The buoyancy of U.S. stocks in the wake of Donald Trump's U.S. presidential election victory was nothing but a "technical rally" and we would know soon whether equity markets can hold on to their gains, says the chairman of a Swiss financial advisory firm.
Beat Wittmann, partner and chairman at Porta Advisors, has recently reined in his long-held bullish views on equities, saying "staying defensive right now is the sensible thing to do."
According to Wittmann, cash may be a safer place to park assets for the time being, given the liquidity-fueled boom enjoyed by markets in recent years, combined with a lack of clarity over the possible implementation of a raft of populist policies proposed by Trump during the campaign.
While the Swiss investor says he is not worried over longer-term equity valuations and that he still believes stocks could be the asset class of choice over an extended horizon, he warns of a looming "paradigm shift".
In Wittmann's words,"After 30 years of lower inflation and interest rates, we are going to head for reflation. That will be a bumpy road and we'll see in the next few days and weeks how this U.S. administration is going to tie up on stimulating domestic demand and running foreign relationships."
While cautioning over the prospect of a near-term spike in volatility, Wittman repeated that more clarity on the situation should be with us soon.
"We don't have to wait for a long time, we will see in the next few weeks," he forecast.
Wittmann said it was crucial to understand who will be in Trump's team to determine the direction in which markets should go from here.
"I think what we have seen the last few days is simply a technical rally. People were either wrongly positioned or not positioned at all and there is always patriotism at work. I want to see who gets nominated to this cabinet and that will largely determine the priorities," he summarized.
The money pumped into stock markets in the days following the election closely tracked the sectors and firms seen to be beneficiaries from policies espoused by Trump during the campaign. Key sectors enjoying momentum included those related to construction and infrastructure with expectations high for Trump to focus on actions to stimulate building demand.

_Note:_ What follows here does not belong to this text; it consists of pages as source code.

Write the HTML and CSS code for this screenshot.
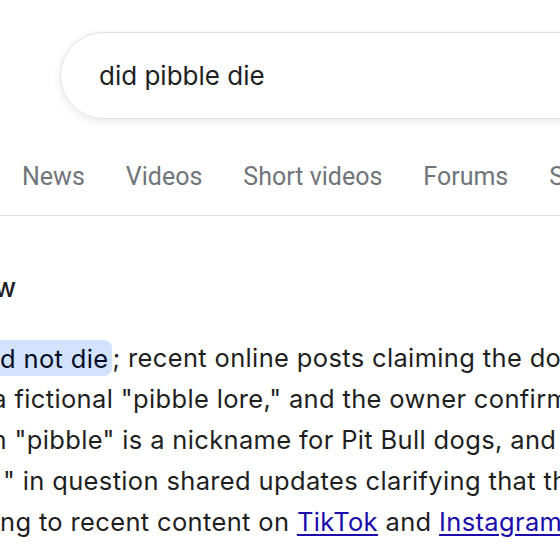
FILE: index.html
```html
<!DOCTYPE html>
<html>
<head>
<meta charset="utf-8">
<link rel="stylesheet" href="styles.css">
</head>
<body>
<div class="page">
  <div class="top">
    <div class="search">did pibble die</div>
  </div>
  <nav class="tabs">
    <span class="tab">News</span>
    <span class="tab">Videos</span>
    <span class="tab">Short videos</span>
    <span class="tab">Forums</span>
    <span class="tab">Shopping</span>
  </nav>
  <div class="overview">
    <div class="heading"><span>AI Overview</span></div>
    <div class="answer">
      <div class="line"><span class="pre"><span>No, Pibble di</span></span><span class="rest"><mark class="hl">d not die</mark>; recent online posts claiming the dog died</span></div>
      <div class="line"><span class="pre w7"><span>were part of a</span></span><span class="rest"> fictional "pibble lore," and the owner confirmed</span></div>
      <div class="line"><span class="pre w7"><span>The term</span></span><span class="rest"> "pibble" is a nickname for Pit Bull dogs, and</span></div>
      <div class="line"><span class="pre gap"><span>the "pibble</span></span><span class="rest">" in question shared updates clarifying that the</span></div>
      <div class="line"><span class="pre"><span>accordi</span></span><span class="rest">ng to recent content on <a href="#">TikTok</a> and <a href="#">Instagram</a>.</span></div>
    </div>
  </div>
</div>
</body>
</html>
```
FILE: styles.css
```css
html, body {
  margin: 0;
  padding: 0;
  overflow: hidden;
  background: #ffffff;
}
body {
  width: 560px;
  height: 560px;
  font-family: "Inter", "Roboto", sans-serif;
  color: #1f1f1f;
}
.page {
  width: 560px;
  overflow: hidden;
}
.top {
  padding: 32px 0 0 60px;
}
.search {
  box-sizing: border-box;
  width: 720px;
  height: 87px;
  border: 1px solid #dfe1e5;
  border-radius: 44px;
  box-shadow: 0 2px 8px rgba(32, 33, 36, 0.10);
  display: flex;
  align-items: center;
  padding-left: 38px;
  font-size: 26px;
  color: #1f1f1f;
  white-space: nowrap;
}
.tabs {
  display: flex;
  gap: 41px;
  padding: 43px 0 23px 22px;
  border-bottom: 1px solid #dadce0;
  white-space: nowrap;
  width: 800px;
}
.tab {
  font-family: "Roboto", "Liberation Sans", sans-serif;
  font-size: 25px;
  line-height: 30px;
  color: #70757a;
}
.overview {
  padding-top: 57px;
}
.heading {
  width: 16px;
  display: flex;
  justify-content: flex-end;
  white-space: nowrap;
  font-size: 26px;
  line-height: 30px;
  font-weight: 500;
  color: #1f1f1f;
}
.answer {
  padding-top: 34px;
  font-size: 25.5px;
  letter-spacing: 0.35px;
  line-height: 41px;
  color: #1f1f1f;
}
.line {
  display: flex;
  white-space: nowrap;
}
.pre {
  width: 0;
  display: flex;
  justify-content: flex-end;
  flex-shrink: 0;
}
.pre.w7 { width: 7px; }
.pre.gap { padding-right: 3px; }
.rest {
  white-space: pre;
}
.hl {
  background: #d3e3fd;
  color: #040c28;
  padding: 2.5px 4px 2.5px 0;
  border-radius: 0 8px 8px 0;
}
a {
  color: #1a0dab;
  text-decoration: underline;
  text-decoration-thickness: 1.5px;
  text-underline-offset: 2.5px;
}
```
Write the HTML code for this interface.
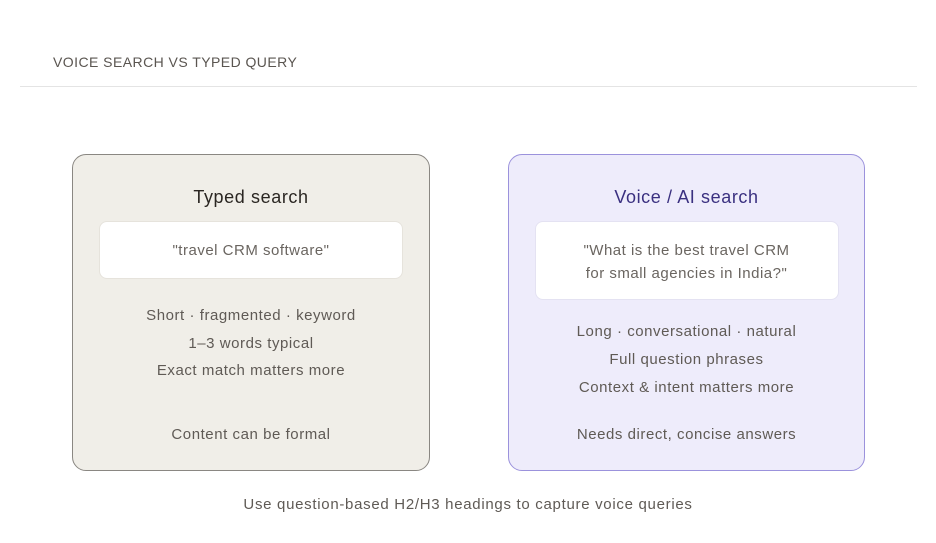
<!DOCTYPE html>
<html><head><style>
body{margin:0;width:936px;height:543px;background:#fff;font-family:"Liberation Sans",sans-serif;position:relative;overflow:hidden}
.a{position:absolute}
.t{position:absolute;left:0;right:0;text-align:center;white-space:nowrap}
.card{position:absolute;top:154px;width:358px;height:317px;border-radius:14px;box-sizing:border-box}
.box{position:absolute;left:26px;width:304px;background:#fff;border-radius:8px;border:1px solid #e6e3dc;box-sizing:border-box}
.q{font-size:15px;color:#6a6560;letter-spacing:0.5px}
.l{font-size:15px;color:#5f5a55;letter-spacing:0.55px}
</style></head><body>
<div class="a" style="left:53px;top:54px;font-size:14px;letter-spacing:0.45px;color:#5a5550">VOICE SEARCH VS TYPED QUERY</div>
<div class="a" style="left:20px;top:86px;width:897px;height:1px;background:#e4e4e4"></div>

<div class="card" style="left:72px;background:#f0eee8;border:1px solid #8a8782">
 <div class="t" style="top:32px;font-size:18px;color:#2a2622;letter-spacing:0.6px">Typed search</div>
 <div class="box" style="top:66px;height:58px"></div>
 <div class="t q" style="top:87px">"travel CRM software"</div>
 <div class="t l" style="top:152px">Short · fragmented · keyword</div>
 <div class="t l" style="top:180px">1–3 words typical</div>
 <div class="t l" style="top:207px">Exact match matters more</div>
 <div class="t l" style="top:271px">Content can be formal</div>
</div>

<div class="card" style="left:508px;width:357px;background:#eeecfb;border:1px solid #9b92dc">
 <div class="t" style="top:32px;font-size:18px;color:#3a3080;letter-spacing:0.6px">Voice / AI search</div>
 <div class="box" style="top:66px;height:79px;border-color:#e4e2f2"></div>
 <div class="t q" style="top:84px;line-height:23px">"What is the best travel CRM<br>for small agencies in India?"</div>
 <div class="t l" style="top:168px">Long · conversational · natural</div>
 <div class="t l" style="top:196px">Full question phrases</div>
 <div class="t l" style="top:224px">Context &amp; intent matters more</div>
 <div class="t l" style="top:271px">Needs direct, concise answers</div>
</div>

<div class="t" style="top:496px;font-size:15px;color:#5f5a55;left:0;width:936px;letter-spacing:0.7px">Use question-based H2/H3 headings to capture voice queries</div>
</body></html>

However, in a note published Friday, analysts at investment bank Goldman Sachs said the associated rally in metals and bulk commodities had got ahead of itself as the actual impact of any potential spending was dwarfed by the impact of China on the base metals market.
Similarly, Wittmann says the sharp lift in financial stocks since last Wednesday was unjustified by the limited information we have about the Trump effect on the sector.
While applauding Trump's "pragmatism" he added that it was the details which were going to matter.
Pointing to the lack of clarity over the President-elect's plans for banks, Wittmann noted that Trump's pledge to remove or water down the strict Dodd-Frank regulatory oversight laws introduced after the financial crisis could be very beneficial for them.
However, the Republican's comments about reinstating the Glass-Steagall Act, which separated investment banking from commercial banking operations from 1933 until it was repealed in 1999, could have the opposite effect.
"One thing is very kind of positive for the financial sector…the other would break up universal banks as we know them…It's 50/50," Wittmann concluded.